La formación docente como algo importante
A partir de esta lógica, la autora subraya la importancia de los programas de certificación docente como espacios en los que se combinan —cuando están bien diseñados— ambas dimensiones (teoría y práctica) del conocimiento profesional. Pero no se trata de cualquier certificación. Las diferencias entre estados en EE. UU. —y, podríamos decir, entre países— muestran que hay enormes brechas en lo que se exige para formar y certificar a los docentes. Mientras algunos lugares establecen altos estándares, incluyendo formación específica en didáctica, desarrollo infantil, gestión del aula y práctica supervisada, otros permiten enseñar sin apenas formación en el área que se impartirá, ni experiencia práctica real. Las consecuencias de estas decisiones se reflejan en la calidad de la enseñanza y, por tanto, en los aprendizajes del alumnado.
Para ilustrarlo, la autora contrasta los casos de dos estados: Carolina del Norte y Georgia. En los años 80 y 90, Carolina del Norte decidió invertir fuertemente en mejorar la preparación de sus docentes: aumentó salarios, mejoró la equidad salarial, impulsó la formación inicial, el acompañamiento a docentes noveles y el desarrollo profesional continuo. Como resultado, fue el estado con mayor mejora en rendimiento en matemáticas y lectura del país, basado en las pruebas realizadas al final de primaria. En contraste, Georgia apostó por una estrategia centrada en la evaluación externa y estandarizada del alumnado, sin reforzar ni apoyar adecuadamente a los docentes. El resultado: estancamiento en matemáticas y descenso en lectura. La lección es clara: sin inversión en las personas que enseñan, no hay mejora sostenible en la educación.

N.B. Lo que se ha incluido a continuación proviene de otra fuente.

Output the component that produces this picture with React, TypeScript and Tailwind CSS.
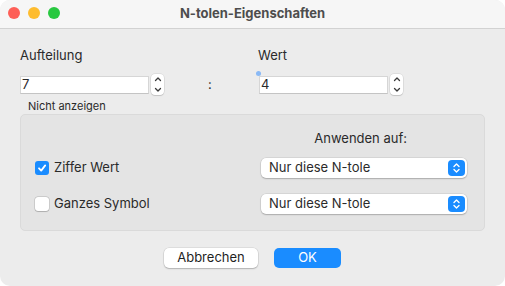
import React from "react";

function Stepper() {
  return (
    <div className="flex h-[21px] w-[13px] flex-col items-center justify-between rounded-[4px] bg-white py-[2px] shadow-[0_0_0_0.5px_rgba(0,0,0,0.12),0_1px_1px_rgba(0,0,0,0.12)]">
      <svg width="8" height="6" viewBox="0 0 8 6" fill="none">
        <path d="M1.5 4.5L4 2L6.5 4.5" stroke="#3a3a3a" strokeWidth="1.3" strokeLinecap="round" strokeLinejoin="round" />
      </svg>
      <svg width="8" height="6" viewBox="0 0 8 6" fill="none">
        <path d="M1.5 1.5L4 4L6.5 1.5" stroke="#3a3a3a" strokeWidth="1.3" strokeLinecap="round" strokeLinejoin="round" />
      </svg>
    </div>
  );
}

function NumberField({ value }: { value: string }) {
  return (
    <div className="flex items-center gap-[2px]">
      <div className="flex h-[18px] w-[129px] items-center border border-[#d6d6d6] border-b-[#c4c4c4] bg-white pl-[1px] text-[13px] leading-none text-[#2a2a2a]">
        {value}
      </div>
      <Stepper />
    </div>
  );
}

function Select({ label }: { label: string }) {
  return (
    <div className="flex h-[20px] w-[206px] items-center justify-between rounded-[5px] bg-white pl-[8px] pr-[2px] text-[13px] text-[#2a2a2a] shadow-[0_0_0_0.5px_rgba(0,0,0,0.12),0_1px_1.5px_rgba(0,0,0,0.2)]">
      <span>{label}</span>
      <div className="flex h-[16px] w-[17px] items-center justify-center rounded-[4px] bg-[#1a8cff]">
        <svg width="9" height="12" viewBox="0 0 9 12" fill="none">
          <path d="M2 4.5L4.5 2L7 4.5M2 7.5L4.5 10L7 7.5" stroke="white" strokeWidth="1.4" strokeLinecap="round" strokeLinejoin="round" />
        </svg>
      </div>
    </div>
  );
}

function Checkbox({ checked, label }: { checked: boolean; label: string }) {
  return (
    <div className="flex items-center gap-[5px]">
      {checked ? (
        <div className="flex h-[14px] w-[14px] items-center justify-center rounded-[3px] bg-[#1a8cff]">
          <svg width="10" height="10" viewBox="0 0 10 10" fill="none">
            <path d="M2 5.3L4.2 7.6L8.2 2.4" stroke="white" strokeWidth="1.8" strokeLinecap="round" strokeLinejoin="round" />
          </svg>
        </div>
      ) : (
        <div className="h-[14px] w-[14px] rounded-[3px] bg-white shadow-[0_0_0_0.5px_rgba(0,0,0,0.2),0_0.5px_1px_rgba(0,0,0,0.15)]" />
      )}
      <span className="text-[13px] text-[#2a2a2a]">{label}</span>
    </div>
  );
}

export default function App() {
  return (
    <div className="h-[286px] w-[505px] bg-white" style={{ fontFamily: "Inter, 'Liberation Sans', sans-serif" }}>
      <div className="flex h-full w-full flex-col overflow-hidden rounded-[10px] bg-[#ececec]">
        {/* Title bar */}
        <div className="relative flex h-[29px] items-center justify-center border-b border-[#d2d2d2] bg-[#f6f6f6]">
          <div className="absolute left-[8px] top-[7px] flex gap-[8px]">
            <div className="h-[12px] w-[12px] rounded-full bg-[#fe5f57]" />
            <div className="h-[12px] w-[12px] rounded-full bg-[#febc2e]" />
            <div className="h-[12px] w-[12px] rounded-full bg-[#28c840]" />
          </div>
          <span className="text-[13px] font-bold text-[#4d4d4d]">N-tolen-Eigenschaften</span>
        </div>

        {/* Body */}
        <div className="flex flex-col px-[20px] pt-[18px]">
          <div className="flex">
            <div className="flex w-[238px] flex-col">
              <span className="text-[13px] leading-[16px] text-[#2a2a2a]">Aufteilung</span>
              <div className="mt-[11px] flex items-center">
                <NumberField value="7" />
                <span className="ml-[44px] text-[13px] text-[#2a2a2a]">:</span>
              </div>
            </div>
            <div className="relative flex flex-col">
              <span className="text-[13px] leading-[16px] text-[#2a2a2a]">Wert</span>
              <div className="mt-[11px] pl-[1px]">
                <NumberField value="4" />
              </div>
              <div className="absolute left-[-2px] top-[24px] h-[5px] w-[5px] rounded-full bg-[#8ab9f5]" />
            </div>
          </div>

          <span className="ml-[8px] mt-[4px] text-[11px] leading-[14px] text-[#2a2a2a]">Nicht anzeigen</span>

          <div className="mt-[1px] flex h-[117px] w-[465px] flex-col rounded-[5px] border border-[#dadada] bg-[#e4e4e4] pl-[14px] pr-[17px] pt-[15px]">
            <div className="flex justify-end pr-[60px]">
              <span className="text-[13px] leading-[16px] text-[#2a2a2a]">Anwenden auf:</span>
            </div>
            <div className="mt-[12px] flex items-center justify-between">
              <Checkbox checked label="Ziffer Wert" />
              <Select label="Nur diese N-tole" />
            </div>
            <div className="mt-[16px] flex items-center justify-between">
              <Checkbox checked={false} label="Ganzes Symbol" />
              <Select label="Nur diese N-tole" />
            </div>
          </div>

          <div className="mt-[17px] flex justify-center gap-[16px]">
            <button className="h-[20px] w-[94px] rounded-[5px] bg-white text-[13px] text-[#1f1f1f] shadow-[0_0_0_0.5px_rgba(0,0,0,0.12),0_1px_1.5px_rgba(0,0,0,0.2)]">
              Abbrechen
            </button>
            <button className="h-[20px] w-[67px] rounded-[5px] bg-[#1a8cff] text-[13px] text-white">
              OK
            </button>
          </div>
        </div>
      </div>
    </div>
  );
}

Otro de los hallazgos relevantes del trabajo de Darling-Hammond es el impacto de estas decisiones en la equidad. La calidad de los docentes no se distribuye de forma homogénea: las y los alumnos de entornos más desfavorecidos tienen muchas más probabilidades de ser enseñados por docentes sin titulación, sin experiencia, o con menos preparación. Por eso, mejorar la formación docente no es solo una cuestión técnica, sino también una apuesta por la justicia educativa.
La tesis de fondo de esta entrada es sugerente: si queremos que todo el alumnado aprenda más y mejor, debemos dejar de considerar la docencia como una cuestión de talento individual y empezar a tratarla como lo que realmente es: una profesión compleja, exigente y que se aprende. Para ello, necesitamos programas de formación que integren conocimientos teóricos y prácticos, así como sistemas que apoyen a las y los docentes a lo largo de toda su carrera. En definitiva, necesitamos asumir que enseñar bien no es un don, sino una responsabilidad compartida.
Bibliografía
- Darling-Hammond, L. (2000). Teacher quality and student achievement: A review of state policy evidence. Education Policy Analysis Archives, 8(1), 1–44.
- Kirschner, P. A., Hendrick, C., & Heal, J. (2022). How Teaching Happens: Seminal Works in Teaching and Teacher Effectiveness and What They Mean in Practice. Routledge.